WHAT TO WORK ON: Find every line in the records below that contains the word "React", and copy each such line.

[Pages as source code]

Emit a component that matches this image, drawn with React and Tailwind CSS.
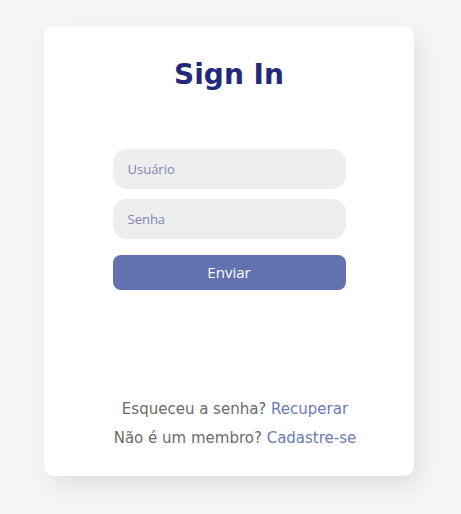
export default function App() {
  return (
    <div className="min-h-[514px] w-full bg-[#f5f5f8] pt-[26px]">
      <div className="ml-[44px] w-[370px] h-[450px] rounded-[10px] bg-white shadow-[6px_10px_20px_rgba(0,0,0,0.08)] flex flex-col items-center">
        <h1 className="mt-[31px] h-[36px] leading-[36px] text-[28px] font-extrabold text-[#22287a]" style={{ fontFamily: '"DejaVu Sans", sans-serif' }}>
          Sign In
        </h1>
        <div className="mt-[56px] w-[233px] flex flex-col" style={{ fontFamily: '"Open Sans", sans-serif' }}>
          <input
            placeholder="Usuário"
            className="h-[40px] rounded-[14px] bg-[#eeeeee] px-[15px] text-[13px] text-[#333] outline-none placeholder:text-[#8085b6]"
          />
          <input
            placeholder="Senha"
            type="password"
            className="mt-[10px] h-[40px] rounded-[14px] bg-[#eeeeee] px-[15px] text-[13px] text-[#333] outline-none placeholder:text-[#8085b6]"
          />
          <button className="mt-[16px] h-[35px] rounded-[8px] bg-[#6272b1] text-white text-[15px]">
            Enviar
          </button>
        </div>
        <div className="mt-auto mb-[28px] pl-[12px] flex flex-col items-center gap-[9px] text-[15px] leading-[20px]" style={{ fontFamily: '"DejaVu Sans", sans-serif' }}>
          <p className="text-[#6b6b6b]">
            Esqueceu a senha? <a className="text-[#6a7bb6]">Recuperar</a>
          </p>
          <p className="text-[#6b6b6b]">
            Não é um membro? <a className="text-[#6a7bb6]">Cadastre-se</a>
          </p>
        </div>
      </div>
    </div>
  );
}
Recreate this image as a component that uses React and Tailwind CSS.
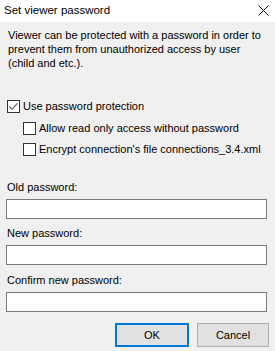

RESULT FOR THIS EXERCISE:
Emit a component that matches this image, drawn with React and Tailwind CSS.
Recreate this image as a component that uses React and Tailwind CSS.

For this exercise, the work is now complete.